▶ _WORK TO BE COMPLETED_: Without the pictures, repeat the listing character for character.
________
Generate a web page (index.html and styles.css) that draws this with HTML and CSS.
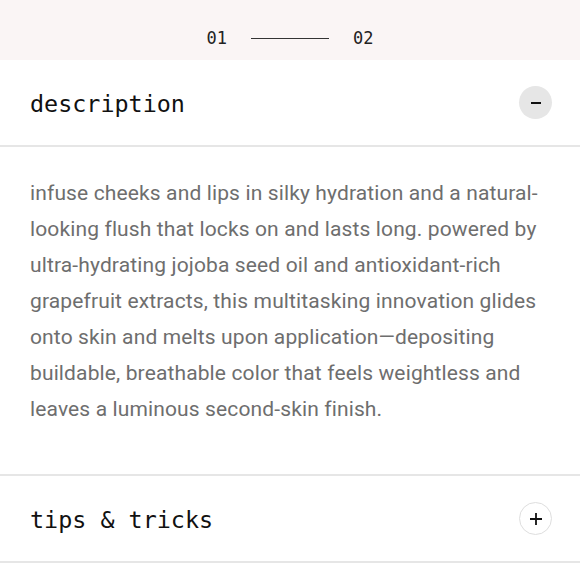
FILE: index.html
```html
<!DOCTYPE html>
<html lang="en">
<head>
<meta charset="utf-8">
<link rel="stylesheet" href="styles.css">
</head>
<body>
<div class="pager">
  <span class="num">01</span>
  <span class="rule"></span>
  <span class="num">02</span>
</div>
<section class="acc">
  <div class="acc-head">
    <h2 class="acc-title">description</h2>
    <button class="toggle toggle-open" aria-label="collapse">
      <svg width="12" height="12" viewBox="0 0 12 12"><path d="M1 6h10" stroke="#111" stroke-width="2"/></svg>
    </button>
  </div>
  <div class="acc-body">
    <p>infuse cheeks and lips in silky hydration and a natural-looking flush that locks on and lasts long. powered by ultra-hydrating jojoba seed oil and antioxidant-rich grapefruit extracts, this multitasking innovation glides onto skin and melts upon application—depositing buildable, breathable color that feels weightless and leaves a luminous second-skin finish.</p>
  </div>
</section>
<section class="acc">
  <div class="acc-head">
    <h2 class="acc-title">tips &amp; tricks</h2>
    <button class="toggle toggle-closed" aria-label="expand">
      <svg width="14" height="14" viewBox="0 0 14 14"><path d="M1 7h12M7 1v12" stroke="#111" stroke-width="1.8"/></svg>
    </button>
  </div>
</section>
</body>
</html>
```
FILE: styles.css
```css
html, body {
  margin: 0;
  padding: 0;
  background: #fff;
}
.pager {
  height: 60px;
  background: #faf5f5;
  display: flex;
  align-items: center;
  justify-content: center;
  gap: 24px;
  padding-top: 16px;
  box-sizing: border-box;
  font-family: "DejaVu Sans Mono", monospace;
  font-size: 17px;
  color: #222;
}
.rule {
  width: 78px;
  height: 1px;
  background: #333;
}
.acc {
  border-bottom: 2px solid #e6e6e6;
}
.acc-head {
  height: 85px;
  display: flex;
  align-items: center;
  justify-content: space-between;
  padding: 0 28px 0 30px;
}
.acc-title {
  margin: 0;
  padding-top: 2px;
  font-family: "DejaVu Sans Mono", monospace;
  font-weight: normal;
  font-size: 23.4px;
  color: #111;
}
.toggle {
  width: 33px;
  height: 33px;
  border-radius: 50%;
  display: flex;
  align-items: center;
  justify-content: center;
  padding: 0;
  box-sizing: border-box;
}
.toggle-open {
  background: #e6e6e6;
  border: none;
}
.toggle-closed {
  background: #fff;
  border: 1.5px solid #dedede;
}
.acc-head + .acc-body {
  border-top: 2px solid #e6e6e6;
}
.acc-body {
  padding: 28px 28px 47px 30px;
}
.acc-body p {
  margin: 0;
  font-family: Roboto, sans-serif;
  font-size: 21px;
  letter-spacing: 0.13px;
  line-height: 36px;
  color: #6e6e6e;
}
```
________
▶ _THE RESPONSE_:
Generate a web page (index.html and styles.css) that draws this with HTML and CSS.
FILE: index.html
```html
<!DOCTYPE html>
<html lang="en">
<head>
<meta charset="utf-8">
<link rel="stylesheet" href="styles.css">
</head>
<body>
<div class="pager">
  <span class="num">01</span>
  <span class="rule"></span>
  <span class="num">02</span>
</div>
<section class="acc">
  <div class="acc-head">
    <h2 class="acc-title">description</h2>
    <button class="toggle toggle-open" aria-label="collapse">
      <svg width="12" height="12" viewBox="0 0 12 12"><path d="M1 6h10" stroke="#111" stroke-width="2"/></svg>
    </button>
  </div>
  <div class="acc-body">
    <p>infuse cheeks and lips in silky hydration and a natural-looking flush that locks on and lasts long. powered by ultra-hydrating jojoba seed oil and antioxidant-rich grapefruit extracts, this multitasking innovation glides onto skin and melts upon application—depositing buildable, breathable color that feels weightless and leaves a luminous second-skin finish.</p>
  </div>
</section>
<section class="acc">
  <div class="acc-head">
    <h2 class="acc-title">tips &amp; tricks</h2>
    <button class="toggle toggle-closed" aria-label="expand">
      <svg width="14" height="14" viewBox="0 0 14 14"><path d="M1 7h12M7 1v12" stroke="#111" stroke-width="1.8"/></svg>
    </button>
  </div>
</section>
</body>
</html>
```
FILE: styles.css
```css
html, body {
  margin: 0;
  padding: 0;
  background: #fff;
}
.pager {
  height: 60px;
  background: #faf5f5;
  display: flex;
  align-items: center;
  justify-content: center;
  gap: 24px;
  padding-top: 16px;
  box-sizing: border-box;
  font-family: "DejaVu Sans Mono", monospace;
  font-size: 17px;
  color: #222;
}
.rule {
  width: 78px;
  height: 1px;
  background: #333;
}
.acc {
  border-bottom: 2px solid #e6e6e6;
}
.acc-head {
  height: 85px;
  display: flex;
  align-items: center;
  justify-content: space-between;
  padding: 0 28px 0 30px;
}
.acc-title {
  margin: 0;
  padding-top: 2px;
  font-family: "DejaVu Sans Mono", monospace;
  font-weight: normal;
  font-size: 23.4px;
  color: #111;
}
.toggle {
  width: 33px;
  height: 33px;
  border-radius: 50%;
  display: flex;
  align-items: center;
  justify-content: center;
  padding: 0;
  box-sizing: border-box;
}
.toggle-open {
  background: #e6e6e6;
  border: none;
}
.toggle-closed {
  background: #fff;
  border: 1.5px solid #dedede;
}
.acc-head + .acc-body {
  border-top: 2px solid #e6e6e6;
}
.acc-body {
  padding: 28px 28px 47px 30px;
}
.acc-body p {
  margin: 0;
  font-family: Roboto, sans-serif;
  font-size: 21px;
  letter-spacing: 0.13px;
  line-height: 36px;
  color: #6e6e6e;
}
```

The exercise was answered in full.